So, since there appears to be robust library support for manipulating ISO8601-formatted date/time values and since it allows the representation of reduced-precision values (such as a date + hour or date + hour + minute), is there any reason why we can’t agree on this and move on?

 

From: cti-stix@lists.oasis-open.org [mailto:cti-stix@lists.oasis-open.org] On Behalf Of Wunder, John A.
Sent: Tuesday, November 24, 2015 6:55 PM
To: cti-stix@lists.oasis-open.org
Subject: Re: [cti-stix] STIX timestamps and ISO 8601:2000

 

All,

 

After thinking about this for a bit and seeing all of the back and forth (in particular Alex’s e-mail below), it occurs to me that maybe the right answer is just to use ISO8601 as-is. It’s a standard for a reason after all

 

Here are the advantages:

 

- ISO 8601 is an international standard. There are libraries in many languages that are able to parse it [1,2,3,4,5]. As Alex says, we’ll have better luck getting tools to adopt an RFC or ISO standard vs. getting them to use something we invent.

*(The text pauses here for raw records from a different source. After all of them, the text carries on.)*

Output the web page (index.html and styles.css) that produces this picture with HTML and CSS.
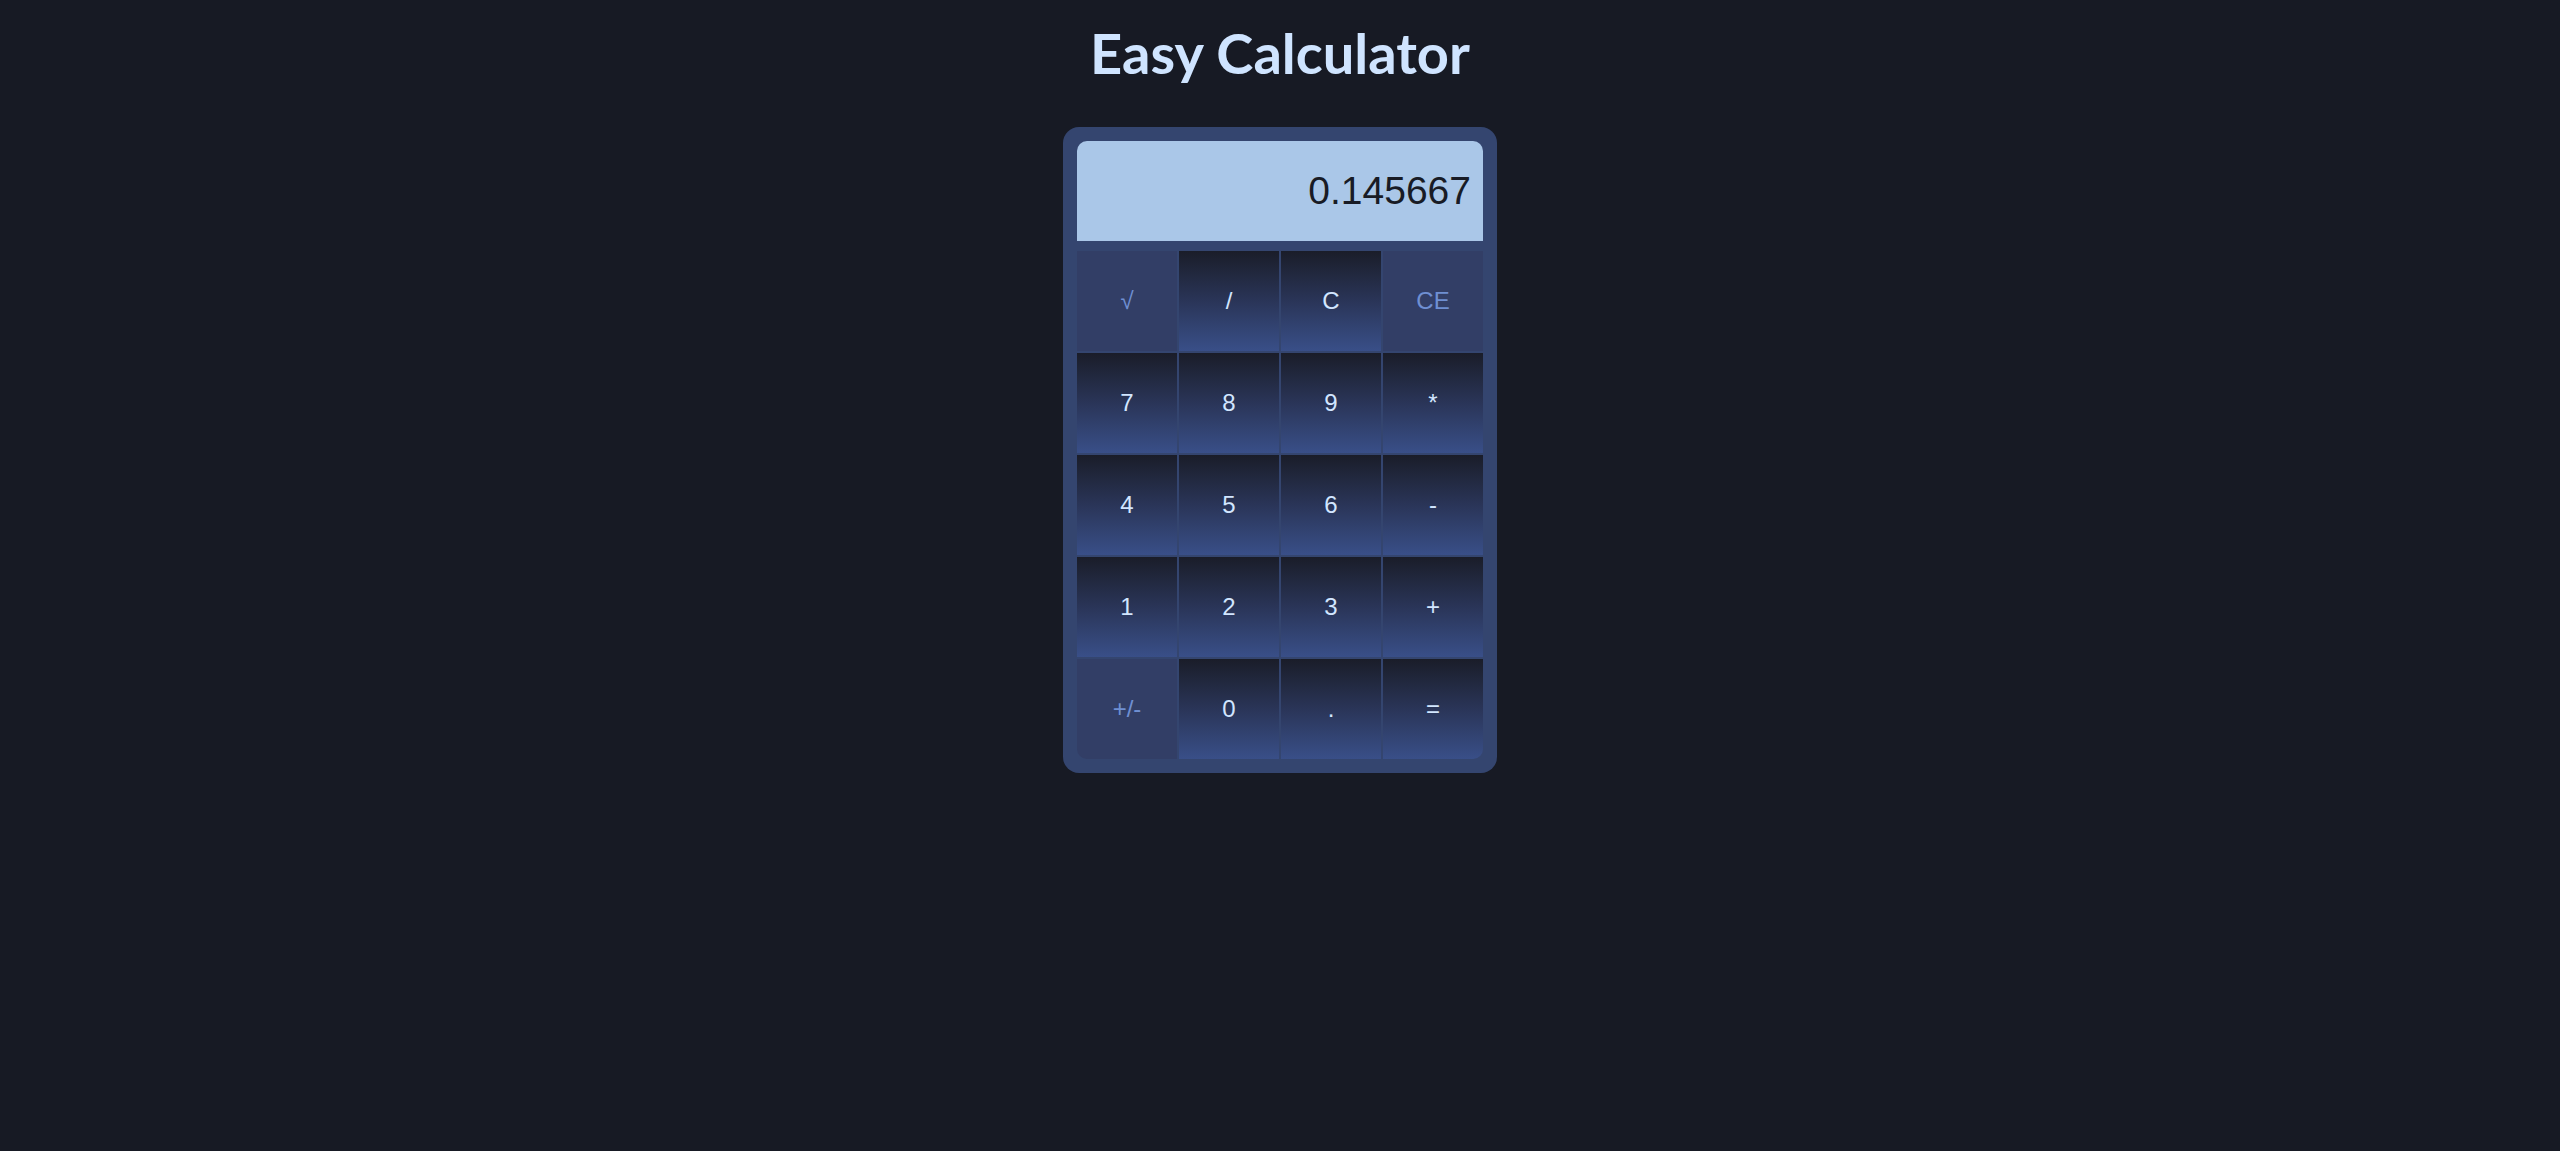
FILE: index.html
```html
<!DOCTYPE html>
<html>
<head>
<meta charset="utf-8">
<title>Easy Calculator</title>
<link rel="stylesheet" href="styles.css">
</head>
<body>
<h1 class="title">Easy Calculator</h1>
<div class="calc">
  <div class="display">0.145667</div>
  <div class="keys">
    <button class="key key-alt">√</button>
    <button class="key">/</button>
    <button class="key">C</button>
    <button class="key key-alt">CE</button>
    <button class="key">7</button>
    <button class="key">8</button>
    <button class="key">9</button>
    <button class="key">*</button>
    <button class="key">4</button>
    <button class="key">5</button>
    <button class="key">6</button>
    <button class="key">-</button>
    <button class="key">1</button>
    <button class="key">2</button>
    <button class="key">3</button>
    <button class="key">+</button>
    <button class="key key-alt key-bl">+/-</button>
    <button class="key">0</button>
    <button class="key">.</button>
    <button class="key key-br">=</button>
  </div>
</div>
</body>
</html>
```
FILE: styles.css
```css
html, body {
  margin: 0;
  padding: 0;
  background: #171a24;
}
body {
  display: flex;
  flex-direction: column;
  align-items: center;
  font-family: "Liberation Sans", Arial, sans-serif;
}
.title {
  margin: 17px 0 0;
  font-family: Lato, sans-serif;
  font-weight: 700;
  font-size: 56px;
  line-height: 72px;
  color: #cfe4ff;
  letter-spacing: 0;
}
.calc {
  margin-top: 38px;
  width: 406px;
  padding: 14px;
  background: #34456f;
  border-radius: 16px;
  display: flex;
  flex-direction: column;
  gap: 10px;
}
.display {
  height: 100px;
  box-sizing: border-box;
  background: #aac7e8;
  border-radius: 10px 10px 0 0;
  color: #181b25;
  font-size: 39px;
  display: flex;
  align-items: center;
  justify-content: flex-end;
  padding-right: 12px;
}
.keys {
  display: grid;
  grid-template-columns: repeat(4, 100px);
  grid-auto-rows: 100px;
  gap: 2px;
}
.key {
  border: 0;
  margin: 0;
  padding: 0;
  font-family: "Liberation Sans", Arial, sans-serif;
  font-size: 24px;
  color: #d2e6ff;
  background: linear-gradient(to bottom, #1a1d29 0%, #2a3558 50%, #394f88 100%);
}
.key-alt {
  background: #323e66;
  color: #6f8fd2;
}
.key-bl {
  border-bottom-left-radius: 10px;
}
.key-br {
  border-bottom-right-radius: 10px;
}
```
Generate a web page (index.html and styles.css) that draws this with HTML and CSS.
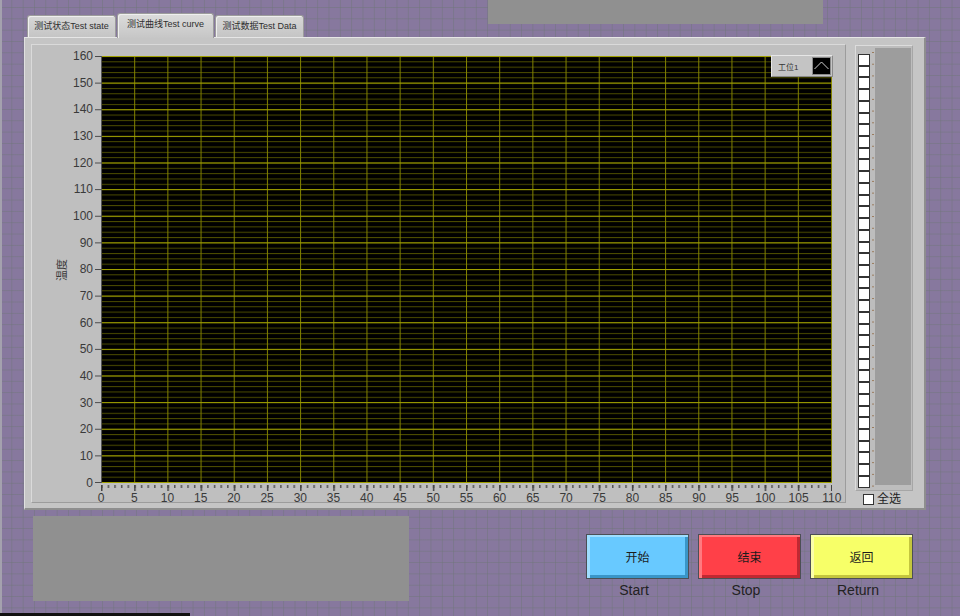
FILE: index.html
```html
<!DOCTYPE html>
<html lang="zh">
<head>
<meta charset="utf-8">
<title>测试曲线</title>
<link rel="stylesheet" href="styles.css">
</head>
<body>
<div class="screen">
  <div class="top-row">
    <div class="tabs">
      <div class="tab">测试状态Test state</div>
      <div class="tab tab-active">测试曲线Test curve</div>
      <div class="tab">测试数据Test Data</div>
    </div>
    <div class="status-bar"></div>
  </div>

  <div class="tab-panel">
    <div class="graph">
      <div class="y-title"><span>温度</span></div>
      <div class="y-labels">
        <span>160</span><span>150</span><span>140</span><span>130</span><span>120</span><span>110</span><span>100</span><span>90</span><span>80</span><span>70</span><span>60</span><span>50</span><span>40</span><span>30</span><span>20</span><span>10</span><span>0</span>
      </div>
      <svg class="y-ticks" width="7" height="427" viewBox="0 0 7 427">
        <defs>
          <pattern id="yt" width="7" height="26.625" patternUnits="userSpaceOnUse">
            <rect x="1" y="0" width="6" height="1" fill="#4a4a4a"/>
          </pattern>
        </defs>
        <rect width="7" height="427" fill="url(#yt)"/>
      </svg>
      <div class="plot-col">
        <div class="plot">
          <svg class="plot-svg" width="731" height="427" viewBox="0 0 731 427">
            <defs>
              <pattern id="hmin" width="731" height="5.325" patternUnits="userSpaceOnUse">
                <rect width="731" height="1" fill="#4c4c00"/>
              </pattern>
              <pattern id="vmaj" width="33.1818" height="427" patternUnits="userSpaceOnUse">
                <rect width="1" height="427" fill="#828200"/>
              </pattern>
              <pattern id="hmaj" width="731" height="26.625" patternUnits="userSpaceOnUse">
                <rect width="731" height="1" fill="#a0a000"/>
              </pattern>
            </defs>
            <rect width="731" height="427" fill="#000"/>
            <rect width="731" height="427" fill="url(#hmin)"/>
            <rect width="731" height="427" fill="url(#vmaj)"/>
            <rect width="731" height="427" fill="url(#hmaj)"/>
            <rect x="0" y="0" width="1" height="427" fill="#555"/>
          </svg>
          <div class="legend">
            <span class="legend-name">工位1</span>
            <span class="legend-swatch">
              <svg width="17" height="16" viewBox="0 0 17 16"><polyline points="1.5,11 8.5,4 15.5,11" fill="none" stroke="#d0d0d0" stroke-width="1"/></svg>
            </span>
          </div>
        </div>
        <svg class="x-ticks" width="731" height="8" viewBox="0 0 731 8">
          <defs>
            <pattern id="xmin" width="6.63636" height="8" patternUnits="userSpaceOnUse">
              <rect x="0" y="2" width="1.5" height="3" fill="#555"/>
            </pattern>
            <pattern id="xmaj" width="33.1818" height="8" patternUnits="userSpaceOnUse">
              <rect x="0" y="2" width="1.5" height="6" fill="#444"/>
            </pattern>
          </defs>
          <rect width="731" height="8" fill="url(#xmin)"/>
          <rect width="731" height="8" fill="url(#xmaj)"/>
        </svg>
        <div class="x-labels">
          <span>0</span><span>5</span><span>10</span><span>15</span><span>20</span><span>25</span><span>30</span><span>35</span><span>40</span><span>45</span><span>50</span><span>55</span><span>60</span><span>65</span><span>70</span><span>75</span><span>80</span><span>85</span><span>90</span><span>95</span><span>100</span><span>105</span><span>110</span>
        </div>
      </div>
    </div>

    <div class="side">
      <div class="list">
        <div class="checks">
          <i></i><i></i><i></i><i></i><i></i><i></i><i></i><i></i><i></i><i></i>
          <i></i><i></i><i></i><i></i><i></i><i></i><i></i><i></i><i></i><i></i>
          <i></i><i></i><i></i><i></i><i></i><i></i><i></i><i></i><i></i><i></i>
          <i></i><i></i><i></i><i></i><i></i><i></i><i></i>
        </div>
        <div class="marks"></div>
        <div class="list-area"></div>
      </div>
      <div class="select-all"><span class="box"></span><span>全选</span></div>
    </div>
  </div>

  <div class="bottom-row">
    <div class="msg-box"></div>
    <div class="buttons">
      <div class="btn-col">
        <div class="btn btn-start">开始</div>
        <div class="btn-caption">Start</div>
      </div>
      <div class="btn-col">
        <div class="btn btn-stop">结束</div>
        <div class="btn-caption">Stop</div>
      </div>
      <div class="btn-col">
        <div class="btn btn-return">返回</div>
        <div class="btn-caption">Return</div>
      </div>
    </div>
  </div>
  <div class="edge-line"></div>
</div>
</body>
</html>
```

FILE: styles.css
```css
html, body {
  margin: 0;
  padding: 0;
}

body {
  width: 960px;
  height: 616px;
  overflow: hidden;
  font-family: "Liberation Sans", "Noto Sans CJK SC", sans-serif;
  color: #333;
  background-color: #87789e;
  background-image:
    linear-gradient(to right, #a4a1ae 2px, transparent 2px),
    linear-gradient(to right, rgba(112, 118, 122, 0.5) 1px, transparent 1px),
    linear-gradient(to bottom, rgba(112, 118, 122, 0.5) 1px, transparent 1px);
  background-size: 100% 100%, 11.33px 11.33px, 11.33px 11.33px;
  background-repeat: no-repeat, repeat, repeat;
  background-position: 0 0, 0 0, 0 7px;
}

.screen {
  width: 960px;
  height: 616px;
  overflow: hidden;
}

/* ---------- top row: tabs + status bar ---------- */
.top-row {
  display: flex;
  align-items: flex-start;
  height: 37px;
}

.tabs {
  display: flex;
  align-items: flex-end;
  height: 37px;
  margin-left: 27px;
}

.tab {
  box-sizing: border-box;
  width: 89px;
  height: 22px;
  margin-right: 1px;
  font-size: 9px;
  line-height: 20px;
  text-align: center;
  white-space: nowrap;
  color: #2e2e2e;
  background: linear-gradient(#d7d7d7, #c5c5c5);
  border: 1px solid #9c9c9c;
  border-bottom: 0;
  border-radius: 3px 3px 0 0;
  box-shadow: inset 1px 1px 0 #efefef;
}

.tab:last-child {
  margin-right: 0;
}

.tab-active {
  width: 97px;
  height: 25px;
  margin-bottom: -1px;
  line-height: 21px;
  position: relative;
  z-index: 1;
  background: linear-gradient(#dcdcdc, #c6c6c6);
}

.status-bar {
  width: 335px;
  height: 24px;
  margin-left: 184px;
  background: #909090;
}

/* ---------- tab panel ---------- */
.tab-panel {
  box-sizing: border-box;
  display: flex;
  align-items: flex-start;
  width: 902px;
  height: 473px;
  margin-left: 24px;
  padding: 6px 0 0 6px;
  background: #c5c5c5;
  border-top: 1px solid #e6e6e6;
  border-left: 1px solid #e0e0e0;
  border-right: 2px solid #8e8e8e;
  border-bottom: 2px solid #8e8e8e;
}

.graph {
  box-sizing: border-box;
  display: flex;
  align-items: flex-start;
  width: 815px;
  height: 459px;
  background: #bfbfbf;
  border: 1px solid;
  border-color: #dadada #9c9c9c #9c9c9c #dadada;
}

.y-title {
  width: 12px;
  height: 427px;
  margin-left: 23px;
  margin-top: 11px;
  display: flex;
  align-items: center;
  justify-content: center;
}

.y-title span {
  display: inline-block;
  white-space: nowrap;
  font-size: 11px;
  color: #3a3a3a;
  transform: rotate(-90deg);
}

.y-labels {
  width: 27px;
  height: 440.5px;
  margin-top: 4px;
  display: flex;
  flex-direction: column;
  justify-content: space-between;
  align-items: flex-end;
}

.y-labels span {
  display: block;
  height: 14px;
  line-height: 14px;
  font-size: 12px;
  color: #3a3a3a;
  padding-right: 1px;
}

.y-ticks {
  display: block;
  margin-top: 11px;
}

.plot-col {
  margin-top: 11px;
  width: 731px;
}

.plot {
  position: relative;
  width: 731px;
  height: 427px;
}

.plot-svg {
  display: block;
}

.legend {
  position: absolute;
  top: -1px;
  right: -1px;
  box-sizing: border-box;
  width: 62px;
  height: 22px;
  display: flex;
  align-items: center;
  justify-content: space-between;
  padding: 0 2px 0 6px;
  background: #c4c4c4;
  border: 1px solid;
  border-color: #e6e6e6 #8a8a8a #8a8a8a #e6e6e6;
}

.legend-name {
  font-size: 8px;
  color: #333;
  white-space: nowrap;
}

.legend-swatch {
  display: block;
  width: 17px;
  height: 16px;
  background: #000;
  box-shadow: 0 0 0 1px #8a8a8a;
}

.legend-swatch svg {
  display: block;
}

.x-ticks {
  display: block;
}

.x-labels {
  display: flex;
  justify-content: space-between;
  width: 755px;
  margin-left: -12px;
  margin-top: 1px;
}

.x-labels span {
  display: block;
  width: 24px;
  text-align: center;
  font-size: 12px;
  line-height: 12px;
  color: #3a3a3a;
}

/* ---------- side list ---------- */
.side {
  margin-left: 9px;
  margin-top: 1px;
}

.list {
  box-sizing: border-box;
  display: flex;
  align-items: flex-start;
  width: 58px;
  height: 446px;
  padding: 0 1px 0 2px;
  background: #bdbdbd;
  border: 1px solid;
  border-color: #dcdcdc #a6a6a6 #a6a6a6 #dcdcdc;
}

.checks {
  width: 12px;
  margin-top: 8px;
  display: flex;
  flex-direction: column;
}

.checks i {
  display: block;
  box-sizing: border-box;
  width: 12px;
  height: 11.73px;
  background: #fff;
  border: 1px solid #333;
}

.marks {
  width: 5px;
  height: 440px;
  margin-top: 4px;
  background-image: linear-gradient(to bottom, #9a7b5c 0, #9a7b5c 1px, transparent 1px);
  background-size: 2px 11.73px;
  background-repeat: repeat-y;
  background-position: 2px 2px;
}

.list-area {
  width: 36px;
  height: 437px;
  margin-top: 2px;
  background: #9d9d9d;
}

.select-all {
  display: flex;
  align-items: center;
  gap: 3px;
  margin-top: 2px;
  padding-left: 8px;
  font-size: 12px;
  line-height: 12px;
  color: #222;
}

.select-all .box {
  display: block;
  box-sizing: border-box;
  width: 11px;
  height: 11px;
  background: #fff;
  border: 1px solid #333;
}

/* ---------- bottom row ---------- */
.bottom-row {
  display: flex;
  align-items: flex-start;
  height: 91px;
}

.msg-box {
  width: 376px;
  height: 85px;
  margin-left: 33px;
  margin-top: 6px;
  background: #909090;
}

.buttons {
  display: flex;
  gap: 9px;
  margin-left: 177px;
  margin-top: 24px;
}

.btn-col {
  display: flex;
  flex-direction: column;
  align-items: center;
}

.btn {
  box-sizing: border-box;
  width: 103px;
  height: 45px;
  display: flex;
  align-items: center;
  justify-content: center;
  font-size: 12px;
  color: #1c1c1c;
  border: 1px solid #4c4f55;
}

.btn-start {
  background: #68c9ff;
  box-shadow: inset 3px 2px 0 #9fdeff, inset -3px -3px 0 #3a95c8;
}

.btn-stop {
  background: #ff4048;
  box-shadow: inset 3px 2px 0 #ff7a80, inset -3px -3px 0 #c02832;
}

.btn-return {
  background: #f7ff68;
  box-shadow: inset 3px 2px 0 #fbffa8, inset -3px -3px 0 #c4c63e;
}

.btn-caption {
  margin-top: 3px;
  margin-right: 7px;
  font-size: 14px;
  line-height: 17px;
  color: #222;
}

.edge-line {
  width: 190px;
  height: 3px;
  margin-top: 12px;
  background: #111;
}
```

- ISO 8601 supports arbitrary precision. Most libraries will zero-out the precision, which is perfect for simple consumers: that’s exactly what we’ve discussed. If on the other hand your application cares about precision you may be able to find a library to do it (the advantage of an international standard) or you may have to do it yourself. But this is fine: simple things are simple, complicated things are more complicated.

- I tend to agree with Alex on timezones. As long as the timezone is specified it shouldn’t matter what we use. Let’s again just go with the existing standard and allow offsets or UTC (so long as some kind of timezone is specified).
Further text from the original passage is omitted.